皆さんは「緩和ケア病棟」という言葉を聞いて、何を連想しますか?
「死を意味する場所」というイメージを持っている方も多いのではないでしょうか。でも実際は、緩和ケア病棟は「死ぬ場所」ではなく、「生きる場所」です。
WHO(世界保健機関)は緩和ケアをこのように定義しています。
緩和ケアとは、生命を脅かす疾患による問題に直面している患者とその家族に対して、痛みやその他の身体的問題、 心理社会的問題、スピリチュアルな問題を早期に発見し、的確なアセスメントと対処(治療・処置)を行うことによって、 苦しみを予防し、和らげることで、クオリティ・オブ・ライフを改善するアプローチである(日本ホスピス緩和ケア協会HPより)
クオリティ・オブ・ライフとは、「生活の質」という意味です。
緩和ケアとは簡単に言えば、がん等の生命を脅かす病気に直面する患者さんとそのご家族に行われる、ケアそのものを指します。そして、そのようなケアを提供する場所が緩和ケア病棟です。

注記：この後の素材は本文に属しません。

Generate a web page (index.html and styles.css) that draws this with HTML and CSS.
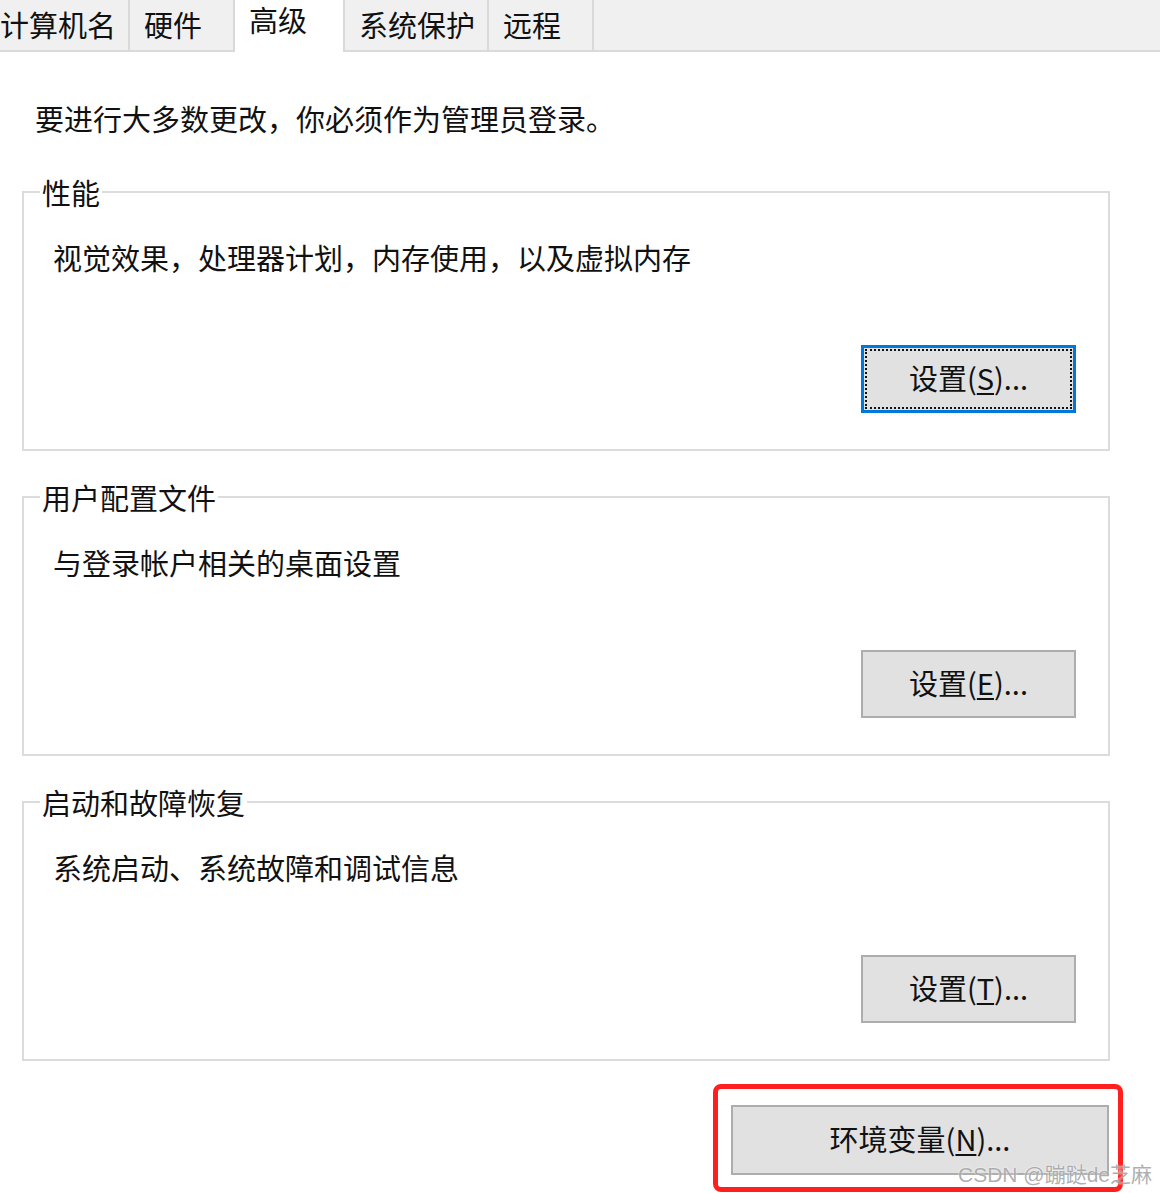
FILE: index.html
```html
<!DOCTYPE html>
<html>
<head>
    <title>系统属性 - 高级</title>
    <link rel="stylesheet" href="styles.css">
</head>
<body>
    <div class="tabs">
        <div class="tab first">计算机名</div>
        <div class="tab">硬件</div>
        <div class="tab active">高级</div>
        <div class="tab">系统保护</div>
        <div class="tab">远程</div>
    </div>

    <div class="page">
        <p class="notice">要进行大多数更改，你必须作为管理员登录。</p>

        <fieldset class="group">
            <legend>性能</legend>
            <p class="desc">视觉效果，处理器计划，内存使用，以及虚拟内存</p>
            <div class="actions">
                <button class="btn focused">设置(<u>S</u>)...</button>
            </div>
        </fieldset>

        <fieldset class="group">
            <legend>用户配置文件</legend>
            <p class="desc">与登录帐户相关的桌面设置</p>
            <div class="actions">
                <button class="btn">设置(<u>E</u>)...</button>
            </div>
        </fieldset>

        <fieldset class="group">
            <legend>启动和故障恢复</legend>
            <p class="desc">系统启动、系统故障和调试信息</p>
            <div class="actions">
                <button class="btn">设置(<u>T</u>)...</button>
            </div>
        </fieldset>

        <div class="bottom">
            <div class="highlight">
                <button class="btn wide">环境变量(<u>N</u>)...</button>
            </div>
        </div>
    </div>

    <div class="watermark">CSDN @蹦跶de芝麻</div>
</body>
</html>
```

FILE: styles.css
```css
body {
    margin: 0;
    font-family: "Noto Sans CJK SC", sans-serif;
    font-size: 29px;
    color: #111;
    background: #fff;
    overflow: hidden;
}
.tabs {
    display: flex;
    height: 50px;
    background: #f0f0f0;
    border-bottom: 2px solid #dadada;
}
.tab {
    box-sizing: border-box;
    min-width: 105px;
    height: 50px;
    padding: 0 12px 0 14px;
    line-height: 48px;
    border-right: 2px solid #d9d9d9;
    white-space: nowrap;
}
.tab.first {
    margin-left: -14px;
    padding-right: 12px;
}
.tab.active {
    height: 52px;
    min-width: 112px;
    margin-left: -2px;
    line-height: 38px;
    background: #fff;
    border-left: 2px solid #d9d9d9;
}
.page {
    position: relative;
}
.notice {
    margin: 46px 0 0 35px;
    line-height: 40px;
}
.group {
    width: 1088px;
    box-sizing: border-box;
    margin: 34px 0 0 22px;
    padding: 25px 32px 36px 29px;
    border: 2px solid #dcdcdc;
}
.group + .group {
    margin-top: 26px;
}
.group legend {
    margin-left: -13px;
    padding: 0 2px;
    line-height: 40px;
}
.desc {
    margin: 0;
    line-height: 40px;
}
.actions {
    display: flex;
    justify-content: flex-end;
    margin-top: 68px;
}
.btn {
    box-sizing: border-box;
    width: 215px;
    height: 68px;
    font-family: inherit;
    font-size: 29px;
    color: #111;
    background: #e1e1e1;
    border: 2px solid #adadad;
    padding: 0 0 4px;
}
.btn u {
    text-underline-offset: 3px;
}
.btn.focused {
    border: 3px solid #0078d7;
    outline: 2px dotted #111;
    outline-offset: -6px;
}
.bottom {
    display: flex;
    justify-content: flex-end;
    padding-right: 37px;
    margin-top: 23px;
}
.highlight {
    padding: 16px 9px 12px 13px;
    border: 5px solid #ff1f1f;
    border-radius: 8px;
}
.btn.wide {
    width: 378px;
    height: 70px;
}
.watermark {
    position: absolute;
    left: 958px;
    top: 1158px;
    font-family: "Liberation Sans", "Noto Sans CJK SC", sans-serif;
    font-size: 21px;
    color: rgba(140, 140, 140, 0.7);
    text-shadow: 0 0 2px #fff;
    white-space: nowrap;
}
```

先月、埼玉石心会病院の緩和ケア病棟にお邪魔しました。
病棟はサンルームのようなデザインで、太陽の光が差し込み、窓からは狭山市が見渡せます。
ナースステーションの前には台所やダイニングルームがあり、とても居心地の良い空間。デザインや雰囲気など、私が以前音楽療法士として働いていた、オハイオ州のホスピスの病棟とよく似ていました。
ダイニングルームにキーボードがあったので何曲か弾いていると、車椅子に座った患者さんが2人部屋から出てきました。40代後半の女性と、50代の男性でした。
患者さんたちがもっと音楽を聴きたいということだったので、ギターの伴奏で「エーデルワイス」を唄うと、二人とも笑顔になりました。
その後、二人がこの病棟でどのように過ごしているのか聞きました。
女性は、長年の闘病生活の末、この病棟にたどり着いたそうです。
「私は、ここでやさしいスタッフに囲まれて、日々を過ごしています」と彼女は微笑み、
「...ここに居れて幸せです」と涙ぐみました。
男性はとても顔色もよく、気分も落ち着いているようでした。
「家族もよく面会に来てくれますしね。それが楽しみなんです」
この病棟では面会時間に制限はなく、ご家族は24時間訪問することができます。患者さんとご家族が自由に時間を過ごせるというのは、とても大切なことだと思います。
お天気のいい日は、患者さんの部屋から富士山が見えるそうです。
二人ともそれがとても楽しみということでしたので、最後一緒に「富士山」の歌を唄いました。
私は歌詞を思い出せなかったのですが、二人の口からはすらすらと歌詞が出てきました。
「この歌を聴いたのは、小学校以来だと思います。でも、不思議ですね。歌詞はちゃんと覚えてるんですね」と、男性が笑顔で言いました。
二人とも末期がんを患いながらも、一日一日を大切に過ごしているのだと感じました。それを可能にしているのは、緩和ケア病棟のスタッフの皆さんや患者さんのご家族なのでしょう。
埼玉石心会病院の緩和ケア病棟にはベッドが8床ありますが、待っている人が大勢いるそうです。そして、待っている間に亡くなる患者さんもいます。国内のどこの緩和ケア病棟もホスピスも、同じ状況です。
日本にはまだまだ終末期医療が受けられる施設が足りず、ケアを受けたくても受けられない人が大勢います。埼玉石心会病院の緩和ケア病棟を見学して、このような病棟がもっと増えてほしいと思いました。
緩和ケアを受けている患者さんの多くは、死と向かい合って生きています。でも、末期の病気を告知されたからといって、必ずしもすぐに人生が終わるわけではありません。人は死ぬ瞬間まで生きているのです。だからこそ、終末期医療の焦点は「死ぬこと」ではなく、「生きること」なのです。